Poem 39 has some interesting choices for the editor and readers, both because of the particularities of the manuscript (there are two corrections that have a significant effect on the meaning of the lines around them), and because of the choices required by modernization. Because this is a poem about the quest for (and joys of) knowledge (see the Headnote for this amplified edition), I took these decisions as an editorial challenge: how can we know what the final version of this poem is meant be? How would we translate the poem’s fantasy of total knowledge to editorial fantasies of mastery?
The poem’s answer, of course, is that in our world, this fantasy of knowledge is just that: a fantasy. I have therefore made editorial choices where I see fit, but have also created “ghost” visualizations of what other interesting options there are, not burying these choices in a textual apparatus or in notes only, but keeping them on the page for readers to see and consider. 1. For a project exploring the ways digital forms might help us visualize variants, see Alan Galey’s “Visualizing Variation” project. 1 Those ghost options appear in grey above the choice that replaced them, but, like the poem reminds us, even the most still and motionless buried corpses will not always stay buried: “The sleeping dust will rise and speak” (l. 13). I explain my choices and what is at stake in those editorial decisions in footnotes. In a poem about knowledge, it is best to have as much information as possible, so my notes also include information about the choices made in previous editions, which are cited in the following abbreviated forms:
Christian: an old-spelling annotated dissertation edition of Pulter’s poems: Hester Pulter, “The Poems of Lady Hester Pulter (1605?–1678): An Annotated Edition,” ed. Stefan Graham Christian (PhD diss., University of Massachusetts Amherst, 2012).
Eardley: a modernized and annotated edition of Pulter’s poems: Hester Pulter, Poems, Emblems, and the Unfortunate Florinda, ed. Alice Eardley (Toronto: Iter, Inc. and the Centre for Renaissance and Reformation Studies, 2014).
Knight and Wall: a modernized and annotated “Elemental Edition” of Poem 39: Hester Pulter, “The Perfection of Patience and Knowledge,” ed. Leah Knight and Wendy Wall, The Pulter Project.
Quotations from other Pulter poems are from Eardley’s edition, and are cited by line number. In addition, any Biblical quotations are from the King James Bible of 1611 (The Holy Bible, conteyning the Old Testament, and the New / newly translated out of the originall tongues, and with the former translations diligently compared and reuised, by His Maiesties speciall comandement; appointed to be read in churches [London: by Robert Barker, printer to the Kings most Excellent Maiestie, 1611]), and are cited by chapter and verse.
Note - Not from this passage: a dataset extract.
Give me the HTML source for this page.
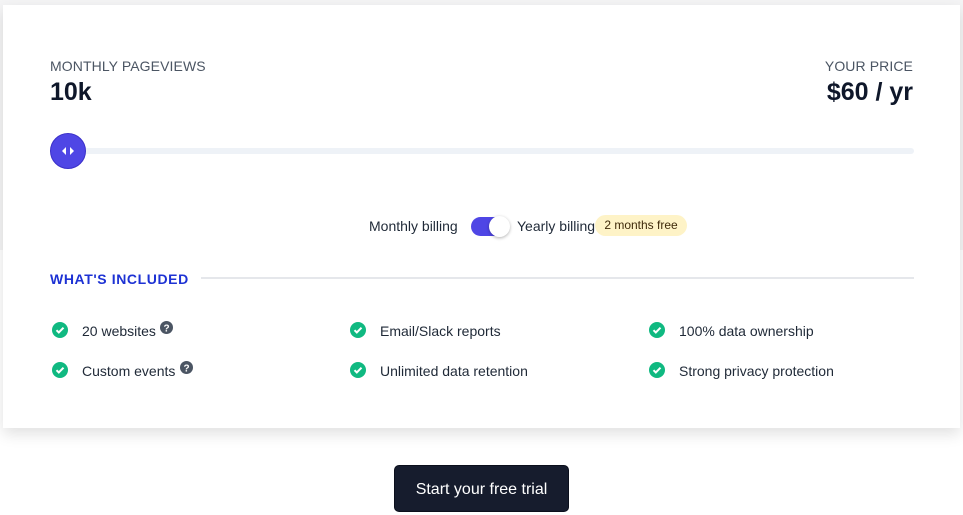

Biblical quotations in the headnote above come from this text, but have been modernized for ease of comparison.
Throughout, I have modernized the text’s spelling and capitalization to concur with the Oxford English Dictionary Online (hereafter OED) headwords; for example, since “embryon” exists as a headword in the OED, I have not modernized it to “embryo.” I have also expanded poetic abbreviations where such expansions would not affect the meter for a modern reader. For example, I expanded “sublim’d” into “sublimed,” as a modern reader would naturally read that word with two syllables. In instances where a final “ed” in the manuscript seems to suggest an additional syllable, I have modernized as “èd” (for example, the manuscript’s “Loathed,” pronounced with two syllables for metrical purposes, became modernized as “loathèd”). I have also modernized punctuation, particularly attempting, in the process, to call attention to the structure of the poem’s argument, though all parentheses in the poem are from the manuscript. Notes gloss difficult words and sentences, provide references to echoes in Pulter’s and other works, and call attention to interesting textual and interpretive ambiguities.